-- Goal --
State how many lines contain "using", and write nothing except that count.

══ Records provided

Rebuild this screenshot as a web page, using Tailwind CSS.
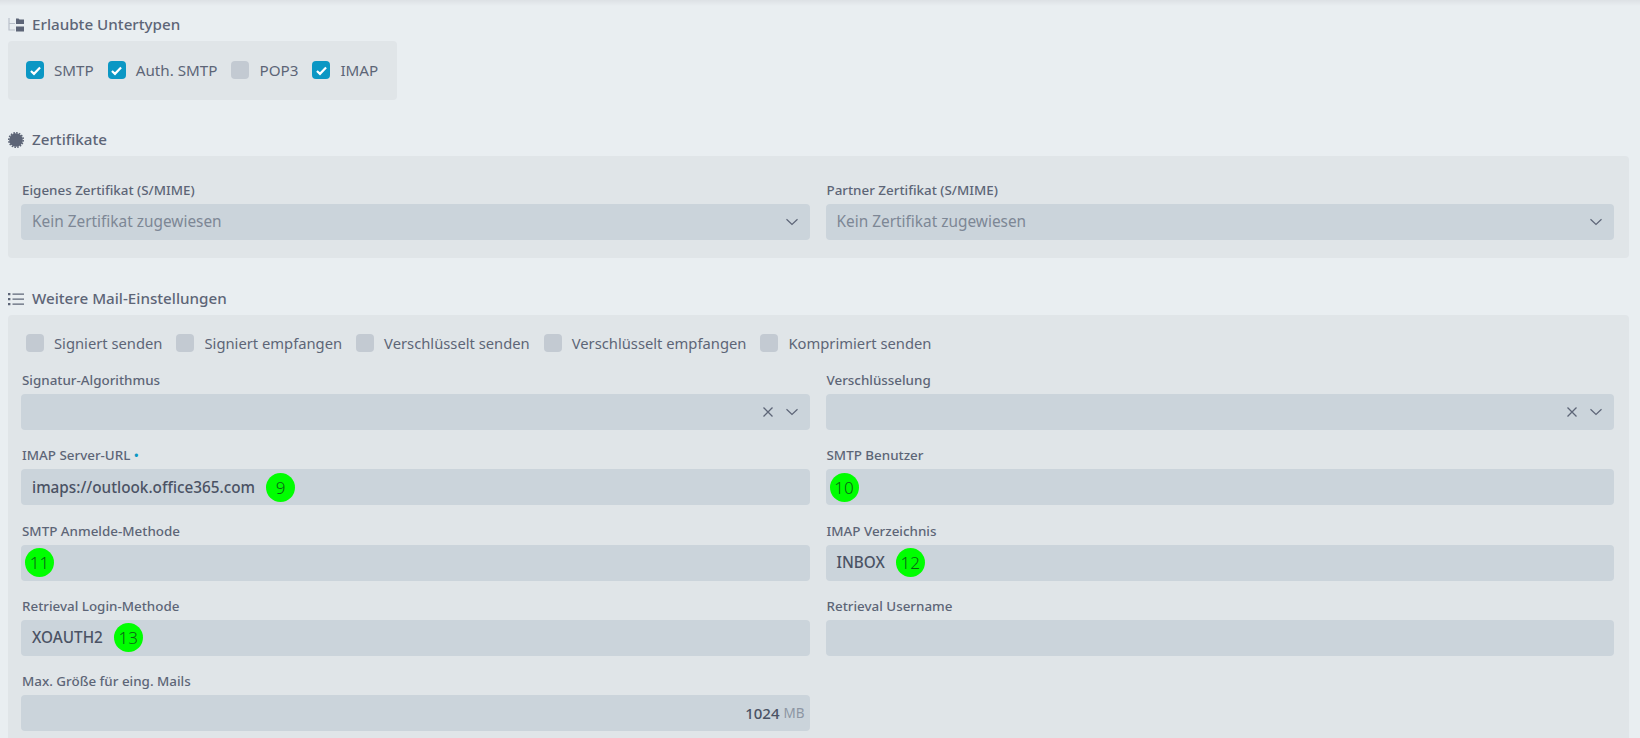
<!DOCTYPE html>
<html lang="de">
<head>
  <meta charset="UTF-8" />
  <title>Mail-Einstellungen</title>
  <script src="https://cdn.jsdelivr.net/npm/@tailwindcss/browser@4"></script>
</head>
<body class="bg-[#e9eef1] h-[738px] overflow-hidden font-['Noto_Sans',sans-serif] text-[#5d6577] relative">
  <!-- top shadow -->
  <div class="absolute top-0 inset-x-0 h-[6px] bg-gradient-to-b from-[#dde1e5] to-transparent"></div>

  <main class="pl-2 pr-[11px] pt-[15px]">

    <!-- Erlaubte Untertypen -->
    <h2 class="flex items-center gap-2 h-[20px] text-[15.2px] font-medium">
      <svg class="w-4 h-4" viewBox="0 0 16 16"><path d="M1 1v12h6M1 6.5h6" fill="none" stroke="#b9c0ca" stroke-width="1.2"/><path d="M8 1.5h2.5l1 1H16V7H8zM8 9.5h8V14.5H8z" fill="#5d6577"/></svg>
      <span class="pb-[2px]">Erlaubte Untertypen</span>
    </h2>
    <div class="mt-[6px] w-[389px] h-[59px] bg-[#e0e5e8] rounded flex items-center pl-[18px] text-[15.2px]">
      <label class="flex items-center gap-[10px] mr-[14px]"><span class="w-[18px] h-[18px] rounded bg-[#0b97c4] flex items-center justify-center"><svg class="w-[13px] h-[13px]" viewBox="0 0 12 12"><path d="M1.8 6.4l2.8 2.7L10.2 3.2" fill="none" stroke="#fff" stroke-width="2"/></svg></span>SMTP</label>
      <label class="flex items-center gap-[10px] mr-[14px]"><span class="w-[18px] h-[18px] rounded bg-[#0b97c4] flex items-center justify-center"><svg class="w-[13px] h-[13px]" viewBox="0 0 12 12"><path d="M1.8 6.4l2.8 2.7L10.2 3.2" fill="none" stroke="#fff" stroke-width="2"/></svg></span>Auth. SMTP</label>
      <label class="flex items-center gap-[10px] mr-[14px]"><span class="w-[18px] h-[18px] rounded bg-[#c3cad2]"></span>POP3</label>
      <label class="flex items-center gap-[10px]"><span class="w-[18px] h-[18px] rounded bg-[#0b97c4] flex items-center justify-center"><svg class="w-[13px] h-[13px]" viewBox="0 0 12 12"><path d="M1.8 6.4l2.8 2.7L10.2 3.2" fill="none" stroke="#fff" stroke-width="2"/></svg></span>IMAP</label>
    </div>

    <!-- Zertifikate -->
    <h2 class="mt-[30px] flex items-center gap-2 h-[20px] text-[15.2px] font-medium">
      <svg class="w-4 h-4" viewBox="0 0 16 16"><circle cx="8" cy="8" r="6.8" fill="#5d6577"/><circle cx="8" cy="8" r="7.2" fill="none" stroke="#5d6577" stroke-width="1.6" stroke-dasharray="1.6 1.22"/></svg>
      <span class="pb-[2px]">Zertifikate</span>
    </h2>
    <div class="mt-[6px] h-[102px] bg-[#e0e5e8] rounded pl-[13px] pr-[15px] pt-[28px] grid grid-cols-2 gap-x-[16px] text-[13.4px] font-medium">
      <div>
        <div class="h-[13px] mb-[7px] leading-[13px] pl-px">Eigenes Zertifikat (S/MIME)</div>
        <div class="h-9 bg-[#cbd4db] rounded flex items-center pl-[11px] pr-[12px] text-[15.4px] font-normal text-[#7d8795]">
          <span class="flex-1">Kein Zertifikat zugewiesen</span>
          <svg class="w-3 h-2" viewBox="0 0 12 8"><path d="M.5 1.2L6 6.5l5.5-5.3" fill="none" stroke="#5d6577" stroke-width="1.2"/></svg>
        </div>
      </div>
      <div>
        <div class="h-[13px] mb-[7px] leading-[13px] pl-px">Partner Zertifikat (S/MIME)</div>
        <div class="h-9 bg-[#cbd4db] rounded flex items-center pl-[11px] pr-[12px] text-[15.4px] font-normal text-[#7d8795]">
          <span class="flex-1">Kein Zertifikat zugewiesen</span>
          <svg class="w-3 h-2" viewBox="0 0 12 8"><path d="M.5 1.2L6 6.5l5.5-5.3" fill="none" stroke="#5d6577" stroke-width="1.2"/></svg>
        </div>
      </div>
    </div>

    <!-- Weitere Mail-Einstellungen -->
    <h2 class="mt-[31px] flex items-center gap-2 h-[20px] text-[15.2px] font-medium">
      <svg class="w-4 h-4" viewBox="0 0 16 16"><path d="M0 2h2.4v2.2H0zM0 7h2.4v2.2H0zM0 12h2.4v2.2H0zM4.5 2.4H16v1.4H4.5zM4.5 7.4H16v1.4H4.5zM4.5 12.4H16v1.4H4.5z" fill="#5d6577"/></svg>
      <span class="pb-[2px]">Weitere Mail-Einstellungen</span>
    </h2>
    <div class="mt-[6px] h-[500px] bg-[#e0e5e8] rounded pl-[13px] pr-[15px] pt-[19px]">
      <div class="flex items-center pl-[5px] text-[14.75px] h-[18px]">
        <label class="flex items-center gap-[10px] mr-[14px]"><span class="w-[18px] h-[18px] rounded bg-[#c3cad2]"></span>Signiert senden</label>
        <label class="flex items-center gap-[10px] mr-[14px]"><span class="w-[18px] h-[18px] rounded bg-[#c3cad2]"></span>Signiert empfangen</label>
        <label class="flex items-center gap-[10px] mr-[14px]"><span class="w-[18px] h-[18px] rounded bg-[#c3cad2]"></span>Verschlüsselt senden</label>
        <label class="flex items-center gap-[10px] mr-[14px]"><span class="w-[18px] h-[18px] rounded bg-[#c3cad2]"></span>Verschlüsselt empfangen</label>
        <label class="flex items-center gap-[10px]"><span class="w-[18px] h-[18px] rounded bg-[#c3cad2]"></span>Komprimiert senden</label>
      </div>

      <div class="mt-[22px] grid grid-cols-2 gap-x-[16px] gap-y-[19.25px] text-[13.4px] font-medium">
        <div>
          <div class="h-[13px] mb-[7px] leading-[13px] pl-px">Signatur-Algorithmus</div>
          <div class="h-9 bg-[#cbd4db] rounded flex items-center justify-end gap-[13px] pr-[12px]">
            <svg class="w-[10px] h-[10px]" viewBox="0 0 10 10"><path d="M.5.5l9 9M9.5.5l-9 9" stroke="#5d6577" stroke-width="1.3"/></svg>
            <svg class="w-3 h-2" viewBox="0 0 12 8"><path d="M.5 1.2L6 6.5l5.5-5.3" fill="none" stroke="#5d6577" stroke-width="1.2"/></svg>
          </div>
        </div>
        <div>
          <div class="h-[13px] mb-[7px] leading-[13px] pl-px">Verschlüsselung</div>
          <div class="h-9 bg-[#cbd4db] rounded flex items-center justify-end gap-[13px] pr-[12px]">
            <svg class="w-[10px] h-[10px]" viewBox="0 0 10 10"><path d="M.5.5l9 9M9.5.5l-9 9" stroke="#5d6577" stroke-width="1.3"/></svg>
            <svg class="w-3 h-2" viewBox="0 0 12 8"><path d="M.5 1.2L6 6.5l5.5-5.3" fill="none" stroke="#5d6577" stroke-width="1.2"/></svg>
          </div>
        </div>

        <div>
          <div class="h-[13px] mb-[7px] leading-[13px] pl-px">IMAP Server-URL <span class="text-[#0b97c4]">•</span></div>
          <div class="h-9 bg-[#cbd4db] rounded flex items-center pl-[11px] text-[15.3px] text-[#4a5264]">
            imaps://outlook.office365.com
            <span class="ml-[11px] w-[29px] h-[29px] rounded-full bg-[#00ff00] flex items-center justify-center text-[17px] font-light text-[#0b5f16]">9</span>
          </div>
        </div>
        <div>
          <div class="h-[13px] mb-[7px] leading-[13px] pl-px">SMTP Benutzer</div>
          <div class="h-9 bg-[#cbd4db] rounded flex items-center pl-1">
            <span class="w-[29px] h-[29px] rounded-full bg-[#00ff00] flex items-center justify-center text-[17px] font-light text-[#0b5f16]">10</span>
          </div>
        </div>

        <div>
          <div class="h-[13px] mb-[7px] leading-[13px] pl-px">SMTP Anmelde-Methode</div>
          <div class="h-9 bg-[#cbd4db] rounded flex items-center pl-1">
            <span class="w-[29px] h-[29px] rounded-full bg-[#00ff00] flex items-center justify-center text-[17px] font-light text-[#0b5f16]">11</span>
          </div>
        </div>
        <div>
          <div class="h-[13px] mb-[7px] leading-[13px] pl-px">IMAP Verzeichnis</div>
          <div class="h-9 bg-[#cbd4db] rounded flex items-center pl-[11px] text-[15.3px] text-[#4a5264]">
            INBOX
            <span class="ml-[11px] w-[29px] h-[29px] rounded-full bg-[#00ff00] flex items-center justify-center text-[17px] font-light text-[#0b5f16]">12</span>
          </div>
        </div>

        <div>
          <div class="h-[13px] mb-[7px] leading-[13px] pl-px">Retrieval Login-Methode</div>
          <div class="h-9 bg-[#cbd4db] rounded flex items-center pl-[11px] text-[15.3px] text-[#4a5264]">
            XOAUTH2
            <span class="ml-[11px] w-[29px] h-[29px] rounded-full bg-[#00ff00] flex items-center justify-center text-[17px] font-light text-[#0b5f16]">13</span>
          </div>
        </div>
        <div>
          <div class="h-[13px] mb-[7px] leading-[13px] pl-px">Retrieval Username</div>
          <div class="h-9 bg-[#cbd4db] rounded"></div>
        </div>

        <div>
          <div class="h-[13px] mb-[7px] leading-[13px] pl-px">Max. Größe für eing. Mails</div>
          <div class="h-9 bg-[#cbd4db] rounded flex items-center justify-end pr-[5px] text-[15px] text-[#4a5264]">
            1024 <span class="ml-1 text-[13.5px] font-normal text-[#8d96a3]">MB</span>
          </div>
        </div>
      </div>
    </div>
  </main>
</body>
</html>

════
══ Records provided

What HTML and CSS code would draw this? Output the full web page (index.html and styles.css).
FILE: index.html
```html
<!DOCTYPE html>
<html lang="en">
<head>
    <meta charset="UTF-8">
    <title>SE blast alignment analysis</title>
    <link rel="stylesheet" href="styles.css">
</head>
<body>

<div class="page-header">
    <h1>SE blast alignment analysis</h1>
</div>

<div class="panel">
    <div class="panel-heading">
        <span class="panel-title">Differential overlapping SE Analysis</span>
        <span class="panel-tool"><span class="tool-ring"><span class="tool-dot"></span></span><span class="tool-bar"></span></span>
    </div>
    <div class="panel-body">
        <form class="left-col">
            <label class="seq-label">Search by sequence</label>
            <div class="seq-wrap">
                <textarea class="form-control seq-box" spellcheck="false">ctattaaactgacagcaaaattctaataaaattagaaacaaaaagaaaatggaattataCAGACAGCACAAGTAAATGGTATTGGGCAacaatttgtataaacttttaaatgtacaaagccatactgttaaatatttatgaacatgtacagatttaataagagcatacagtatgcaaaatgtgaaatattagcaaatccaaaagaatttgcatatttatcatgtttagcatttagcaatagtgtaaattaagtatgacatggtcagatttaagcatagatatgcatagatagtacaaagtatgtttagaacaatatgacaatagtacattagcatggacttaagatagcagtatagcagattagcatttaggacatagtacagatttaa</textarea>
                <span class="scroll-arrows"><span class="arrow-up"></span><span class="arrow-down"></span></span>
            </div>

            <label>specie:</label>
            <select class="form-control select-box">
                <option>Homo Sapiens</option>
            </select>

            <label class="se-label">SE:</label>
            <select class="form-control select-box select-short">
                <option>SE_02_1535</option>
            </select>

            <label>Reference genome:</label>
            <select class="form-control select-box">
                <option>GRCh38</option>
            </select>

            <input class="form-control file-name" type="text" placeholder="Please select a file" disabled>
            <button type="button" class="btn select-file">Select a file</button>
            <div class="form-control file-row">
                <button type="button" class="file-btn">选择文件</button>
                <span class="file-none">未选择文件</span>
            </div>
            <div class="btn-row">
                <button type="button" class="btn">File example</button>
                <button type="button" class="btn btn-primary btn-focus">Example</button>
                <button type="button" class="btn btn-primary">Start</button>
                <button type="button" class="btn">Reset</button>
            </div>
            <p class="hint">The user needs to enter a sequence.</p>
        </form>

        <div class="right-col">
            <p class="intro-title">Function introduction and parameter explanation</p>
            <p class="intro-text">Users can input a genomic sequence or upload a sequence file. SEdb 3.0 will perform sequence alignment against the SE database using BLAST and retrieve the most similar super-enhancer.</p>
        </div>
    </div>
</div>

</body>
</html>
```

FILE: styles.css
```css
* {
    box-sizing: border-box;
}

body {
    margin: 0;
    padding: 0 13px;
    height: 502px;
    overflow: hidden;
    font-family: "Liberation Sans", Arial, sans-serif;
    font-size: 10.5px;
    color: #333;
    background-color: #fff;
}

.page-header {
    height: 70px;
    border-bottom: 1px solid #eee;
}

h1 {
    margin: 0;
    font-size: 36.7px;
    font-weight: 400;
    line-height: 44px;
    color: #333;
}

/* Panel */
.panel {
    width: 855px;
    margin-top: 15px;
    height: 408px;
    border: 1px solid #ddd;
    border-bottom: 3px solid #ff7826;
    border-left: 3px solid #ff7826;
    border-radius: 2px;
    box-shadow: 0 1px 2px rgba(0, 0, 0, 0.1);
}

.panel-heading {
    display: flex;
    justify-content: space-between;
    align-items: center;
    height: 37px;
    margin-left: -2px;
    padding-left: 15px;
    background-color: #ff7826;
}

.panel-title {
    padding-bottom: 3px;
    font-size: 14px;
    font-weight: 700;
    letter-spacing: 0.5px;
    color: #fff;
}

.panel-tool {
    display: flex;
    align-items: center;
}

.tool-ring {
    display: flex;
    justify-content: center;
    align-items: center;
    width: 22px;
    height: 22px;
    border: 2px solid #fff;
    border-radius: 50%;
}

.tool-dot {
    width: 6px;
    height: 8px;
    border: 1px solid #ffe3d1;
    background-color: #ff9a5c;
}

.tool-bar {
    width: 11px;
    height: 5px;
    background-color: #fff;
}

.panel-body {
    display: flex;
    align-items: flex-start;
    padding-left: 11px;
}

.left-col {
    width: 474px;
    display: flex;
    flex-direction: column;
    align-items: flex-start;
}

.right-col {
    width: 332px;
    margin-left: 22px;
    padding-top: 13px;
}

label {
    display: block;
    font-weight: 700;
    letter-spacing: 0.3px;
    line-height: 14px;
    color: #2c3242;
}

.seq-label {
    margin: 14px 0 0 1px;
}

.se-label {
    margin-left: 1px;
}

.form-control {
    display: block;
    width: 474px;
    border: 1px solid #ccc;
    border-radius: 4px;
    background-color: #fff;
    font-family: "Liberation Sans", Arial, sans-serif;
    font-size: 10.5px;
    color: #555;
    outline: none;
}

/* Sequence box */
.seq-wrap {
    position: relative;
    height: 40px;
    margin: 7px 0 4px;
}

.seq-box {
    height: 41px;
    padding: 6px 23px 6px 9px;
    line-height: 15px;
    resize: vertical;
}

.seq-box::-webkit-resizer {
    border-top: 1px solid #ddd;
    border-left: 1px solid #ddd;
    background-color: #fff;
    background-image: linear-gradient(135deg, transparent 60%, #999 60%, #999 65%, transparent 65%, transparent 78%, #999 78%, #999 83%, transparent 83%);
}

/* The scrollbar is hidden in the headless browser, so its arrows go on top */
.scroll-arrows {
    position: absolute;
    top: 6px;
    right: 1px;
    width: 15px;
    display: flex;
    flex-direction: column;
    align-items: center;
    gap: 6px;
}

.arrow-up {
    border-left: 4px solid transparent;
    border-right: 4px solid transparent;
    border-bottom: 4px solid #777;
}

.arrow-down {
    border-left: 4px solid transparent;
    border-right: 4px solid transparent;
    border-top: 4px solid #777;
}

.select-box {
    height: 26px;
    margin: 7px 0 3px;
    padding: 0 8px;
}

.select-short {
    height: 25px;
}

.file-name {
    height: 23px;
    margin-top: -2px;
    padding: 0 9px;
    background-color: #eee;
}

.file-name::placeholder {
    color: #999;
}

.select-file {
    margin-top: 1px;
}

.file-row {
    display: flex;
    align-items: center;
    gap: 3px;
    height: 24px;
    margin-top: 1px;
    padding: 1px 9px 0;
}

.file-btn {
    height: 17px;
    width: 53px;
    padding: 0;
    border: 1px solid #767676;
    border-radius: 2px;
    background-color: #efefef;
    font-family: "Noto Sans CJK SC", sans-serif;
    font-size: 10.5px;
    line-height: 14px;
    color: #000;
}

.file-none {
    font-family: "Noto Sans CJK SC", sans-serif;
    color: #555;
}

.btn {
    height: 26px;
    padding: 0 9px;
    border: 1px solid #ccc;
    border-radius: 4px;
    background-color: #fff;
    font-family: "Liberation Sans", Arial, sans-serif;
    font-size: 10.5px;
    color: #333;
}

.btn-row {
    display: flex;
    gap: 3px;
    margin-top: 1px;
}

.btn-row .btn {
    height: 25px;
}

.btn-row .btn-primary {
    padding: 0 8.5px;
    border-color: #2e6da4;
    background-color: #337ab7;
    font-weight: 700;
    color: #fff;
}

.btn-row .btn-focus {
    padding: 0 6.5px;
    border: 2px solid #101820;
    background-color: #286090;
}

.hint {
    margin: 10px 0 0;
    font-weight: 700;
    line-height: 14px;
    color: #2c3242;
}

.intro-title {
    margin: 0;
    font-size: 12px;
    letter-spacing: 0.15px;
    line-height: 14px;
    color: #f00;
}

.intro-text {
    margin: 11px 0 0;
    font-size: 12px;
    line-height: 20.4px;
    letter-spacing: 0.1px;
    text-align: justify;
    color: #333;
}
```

════

-- Exercise response --
2